**STATED TASK:** Filter for the word "this" and keep each matching line.

**DATA FOR PROCESSING:**
___
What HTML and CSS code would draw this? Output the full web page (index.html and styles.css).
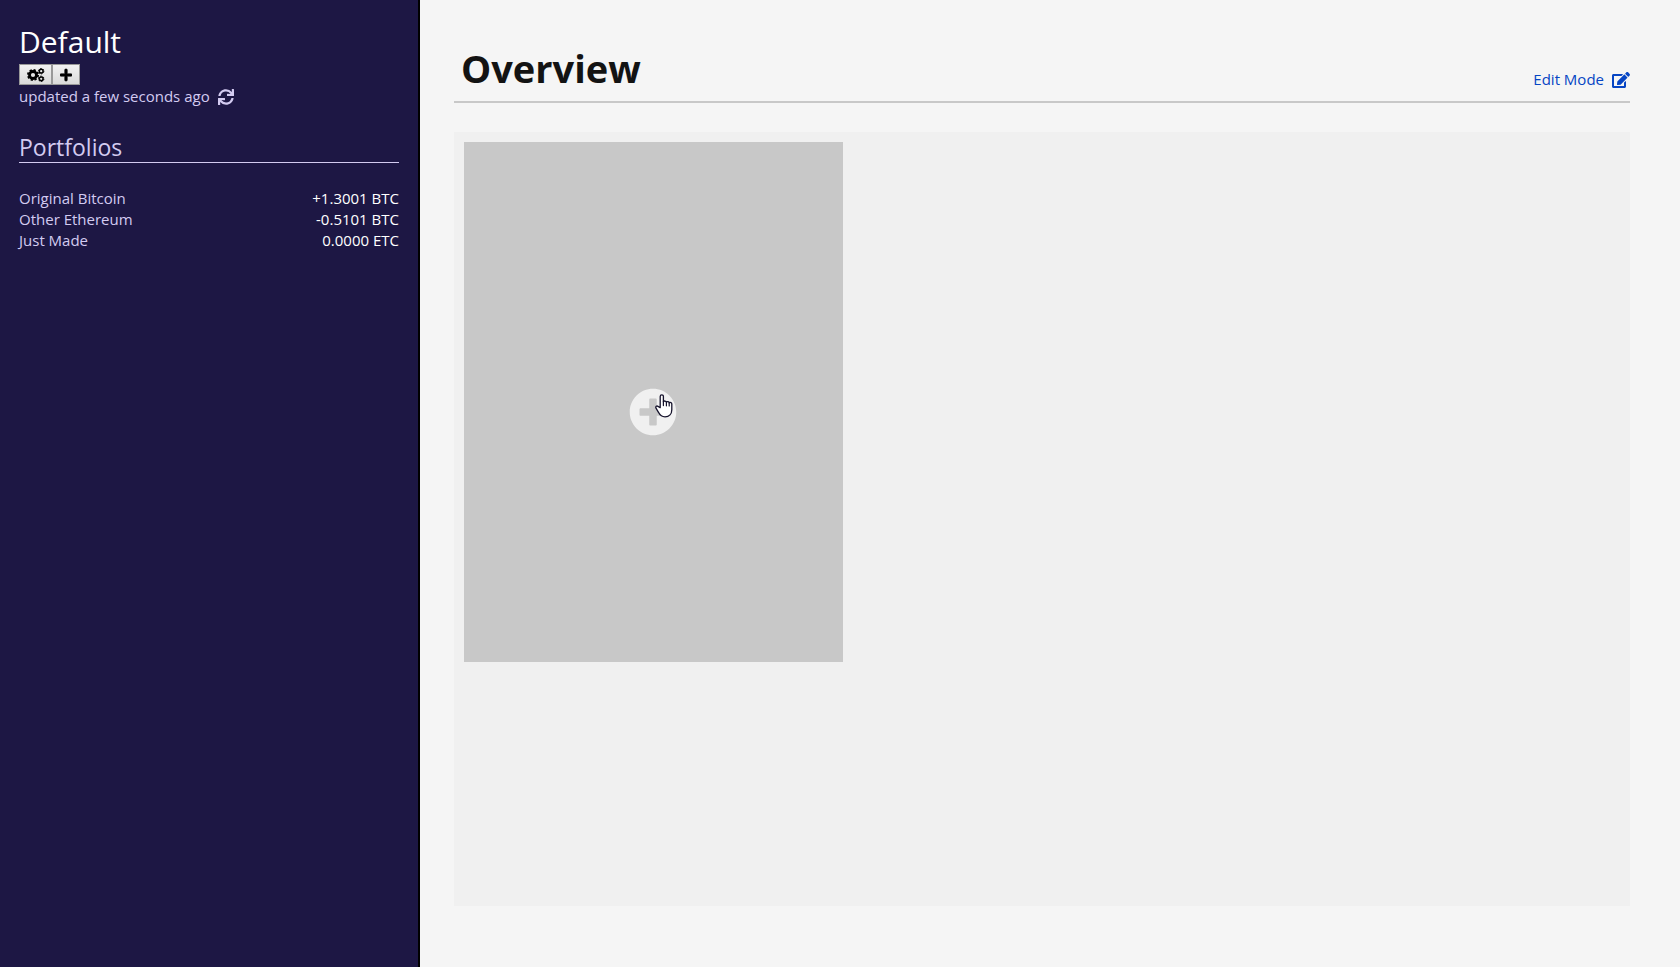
___
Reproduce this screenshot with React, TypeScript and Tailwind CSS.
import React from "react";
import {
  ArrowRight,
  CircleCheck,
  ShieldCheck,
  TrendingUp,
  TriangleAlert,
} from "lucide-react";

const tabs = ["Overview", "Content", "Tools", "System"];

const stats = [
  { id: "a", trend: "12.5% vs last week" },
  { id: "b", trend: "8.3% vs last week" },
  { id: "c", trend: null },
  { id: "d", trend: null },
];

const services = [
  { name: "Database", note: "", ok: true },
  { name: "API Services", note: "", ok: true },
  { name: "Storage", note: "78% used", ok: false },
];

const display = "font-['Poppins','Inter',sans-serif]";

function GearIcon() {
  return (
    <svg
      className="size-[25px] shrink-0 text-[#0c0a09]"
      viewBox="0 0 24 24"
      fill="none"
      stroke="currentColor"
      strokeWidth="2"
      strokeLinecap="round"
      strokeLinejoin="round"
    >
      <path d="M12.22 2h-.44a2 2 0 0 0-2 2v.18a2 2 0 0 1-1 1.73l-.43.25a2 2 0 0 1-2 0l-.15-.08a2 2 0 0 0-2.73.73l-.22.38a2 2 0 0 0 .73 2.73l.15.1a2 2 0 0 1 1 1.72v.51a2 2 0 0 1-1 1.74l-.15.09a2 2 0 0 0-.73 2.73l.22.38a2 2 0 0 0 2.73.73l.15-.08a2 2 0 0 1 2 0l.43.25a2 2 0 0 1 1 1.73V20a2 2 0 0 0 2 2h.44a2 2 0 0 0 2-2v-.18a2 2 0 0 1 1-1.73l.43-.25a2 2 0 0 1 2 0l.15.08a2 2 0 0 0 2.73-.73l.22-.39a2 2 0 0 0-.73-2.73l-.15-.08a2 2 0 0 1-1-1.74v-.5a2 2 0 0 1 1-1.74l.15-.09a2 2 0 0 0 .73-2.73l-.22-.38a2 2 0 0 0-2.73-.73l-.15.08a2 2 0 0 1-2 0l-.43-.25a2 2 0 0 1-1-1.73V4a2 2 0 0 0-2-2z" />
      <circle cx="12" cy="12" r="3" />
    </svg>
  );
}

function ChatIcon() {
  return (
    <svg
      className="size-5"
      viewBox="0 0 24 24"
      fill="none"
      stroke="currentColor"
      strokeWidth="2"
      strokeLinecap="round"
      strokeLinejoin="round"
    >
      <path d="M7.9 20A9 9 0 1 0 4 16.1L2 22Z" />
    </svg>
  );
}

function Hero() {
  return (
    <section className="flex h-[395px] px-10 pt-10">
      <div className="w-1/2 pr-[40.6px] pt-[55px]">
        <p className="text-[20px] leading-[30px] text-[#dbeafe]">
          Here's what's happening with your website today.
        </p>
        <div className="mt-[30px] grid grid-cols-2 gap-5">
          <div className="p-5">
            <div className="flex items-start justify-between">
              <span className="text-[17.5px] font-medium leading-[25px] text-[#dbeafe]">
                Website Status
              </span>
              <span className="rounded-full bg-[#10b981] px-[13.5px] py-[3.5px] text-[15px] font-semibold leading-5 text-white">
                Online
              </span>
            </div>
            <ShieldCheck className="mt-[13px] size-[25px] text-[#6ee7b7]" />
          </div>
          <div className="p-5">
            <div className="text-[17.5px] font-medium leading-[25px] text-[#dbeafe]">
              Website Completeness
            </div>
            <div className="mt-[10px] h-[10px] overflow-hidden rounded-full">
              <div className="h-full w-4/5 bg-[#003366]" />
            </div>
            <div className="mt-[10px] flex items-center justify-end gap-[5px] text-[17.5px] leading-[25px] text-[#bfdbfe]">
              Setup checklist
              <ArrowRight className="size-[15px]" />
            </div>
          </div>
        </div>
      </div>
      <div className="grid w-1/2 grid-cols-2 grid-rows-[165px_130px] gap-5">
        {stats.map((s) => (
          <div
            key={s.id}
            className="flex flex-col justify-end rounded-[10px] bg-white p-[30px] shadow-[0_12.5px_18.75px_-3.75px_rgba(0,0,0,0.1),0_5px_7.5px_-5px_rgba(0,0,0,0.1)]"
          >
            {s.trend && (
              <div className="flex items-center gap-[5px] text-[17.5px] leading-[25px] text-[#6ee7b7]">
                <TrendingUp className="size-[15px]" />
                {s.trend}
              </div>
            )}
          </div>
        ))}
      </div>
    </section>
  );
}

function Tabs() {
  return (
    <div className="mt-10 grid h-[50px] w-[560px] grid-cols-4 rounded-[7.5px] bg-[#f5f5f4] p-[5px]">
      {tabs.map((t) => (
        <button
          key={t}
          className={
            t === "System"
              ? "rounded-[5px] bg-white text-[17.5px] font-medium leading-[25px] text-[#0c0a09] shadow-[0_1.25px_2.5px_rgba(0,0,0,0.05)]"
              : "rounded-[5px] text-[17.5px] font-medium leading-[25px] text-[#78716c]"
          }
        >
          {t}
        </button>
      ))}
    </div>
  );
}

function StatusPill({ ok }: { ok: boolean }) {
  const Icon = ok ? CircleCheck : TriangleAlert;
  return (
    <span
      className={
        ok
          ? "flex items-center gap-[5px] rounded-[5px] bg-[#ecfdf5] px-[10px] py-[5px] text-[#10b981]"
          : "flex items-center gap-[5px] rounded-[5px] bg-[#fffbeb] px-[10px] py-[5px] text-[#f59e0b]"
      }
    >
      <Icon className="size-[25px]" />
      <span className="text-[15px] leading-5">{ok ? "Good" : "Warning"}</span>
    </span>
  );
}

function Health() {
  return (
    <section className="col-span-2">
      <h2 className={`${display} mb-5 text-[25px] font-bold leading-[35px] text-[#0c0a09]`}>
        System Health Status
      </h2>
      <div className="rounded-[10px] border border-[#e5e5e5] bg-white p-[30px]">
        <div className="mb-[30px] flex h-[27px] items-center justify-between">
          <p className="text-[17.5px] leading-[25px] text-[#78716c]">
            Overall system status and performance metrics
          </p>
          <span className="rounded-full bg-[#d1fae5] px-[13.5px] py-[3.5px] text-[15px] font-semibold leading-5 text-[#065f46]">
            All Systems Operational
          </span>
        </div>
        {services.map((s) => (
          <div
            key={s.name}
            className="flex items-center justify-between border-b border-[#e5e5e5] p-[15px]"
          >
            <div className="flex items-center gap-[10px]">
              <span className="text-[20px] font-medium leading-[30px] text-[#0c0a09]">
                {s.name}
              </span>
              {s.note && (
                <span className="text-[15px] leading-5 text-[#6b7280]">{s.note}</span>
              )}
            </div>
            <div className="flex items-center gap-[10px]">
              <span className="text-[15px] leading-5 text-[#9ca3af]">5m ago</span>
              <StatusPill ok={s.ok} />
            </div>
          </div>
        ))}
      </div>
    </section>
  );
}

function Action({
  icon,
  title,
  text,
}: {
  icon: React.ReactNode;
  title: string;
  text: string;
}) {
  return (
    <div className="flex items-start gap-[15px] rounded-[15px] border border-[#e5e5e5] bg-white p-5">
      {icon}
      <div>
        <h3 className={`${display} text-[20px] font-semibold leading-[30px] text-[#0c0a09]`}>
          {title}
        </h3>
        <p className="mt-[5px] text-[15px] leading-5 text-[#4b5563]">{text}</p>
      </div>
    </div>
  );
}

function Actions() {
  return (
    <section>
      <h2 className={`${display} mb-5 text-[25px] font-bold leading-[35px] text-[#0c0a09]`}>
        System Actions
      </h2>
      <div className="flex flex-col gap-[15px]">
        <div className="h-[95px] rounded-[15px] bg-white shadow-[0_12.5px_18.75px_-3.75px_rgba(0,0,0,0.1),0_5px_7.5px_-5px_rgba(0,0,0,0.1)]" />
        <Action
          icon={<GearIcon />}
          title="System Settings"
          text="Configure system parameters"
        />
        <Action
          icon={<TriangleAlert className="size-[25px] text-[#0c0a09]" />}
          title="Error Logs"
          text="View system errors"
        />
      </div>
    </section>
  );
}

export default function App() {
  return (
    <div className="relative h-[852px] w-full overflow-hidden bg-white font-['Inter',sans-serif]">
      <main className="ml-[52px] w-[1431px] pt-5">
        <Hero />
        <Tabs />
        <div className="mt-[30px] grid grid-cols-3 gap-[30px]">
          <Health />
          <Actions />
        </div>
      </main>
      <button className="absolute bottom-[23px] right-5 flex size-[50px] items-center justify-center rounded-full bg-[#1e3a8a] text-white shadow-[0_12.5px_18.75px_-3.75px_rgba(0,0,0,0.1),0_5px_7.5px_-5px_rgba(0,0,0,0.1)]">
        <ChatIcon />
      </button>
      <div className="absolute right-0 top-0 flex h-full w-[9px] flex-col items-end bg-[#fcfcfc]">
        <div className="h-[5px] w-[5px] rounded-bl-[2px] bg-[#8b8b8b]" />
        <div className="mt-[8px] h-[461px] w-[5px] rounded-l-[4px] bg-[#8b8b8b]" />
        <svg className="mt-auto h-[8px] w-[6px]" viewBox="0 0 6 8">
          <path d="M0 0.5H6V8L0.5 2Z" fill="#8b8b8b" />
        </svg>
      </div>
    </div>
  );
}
___
**RESULT OF THE EXERCISE:**
What HTML and CSS code would draw this? Output the full web page (index.html and styles.css).
Reproduce this screenshot with React, TypeScript and Tailwind CSS.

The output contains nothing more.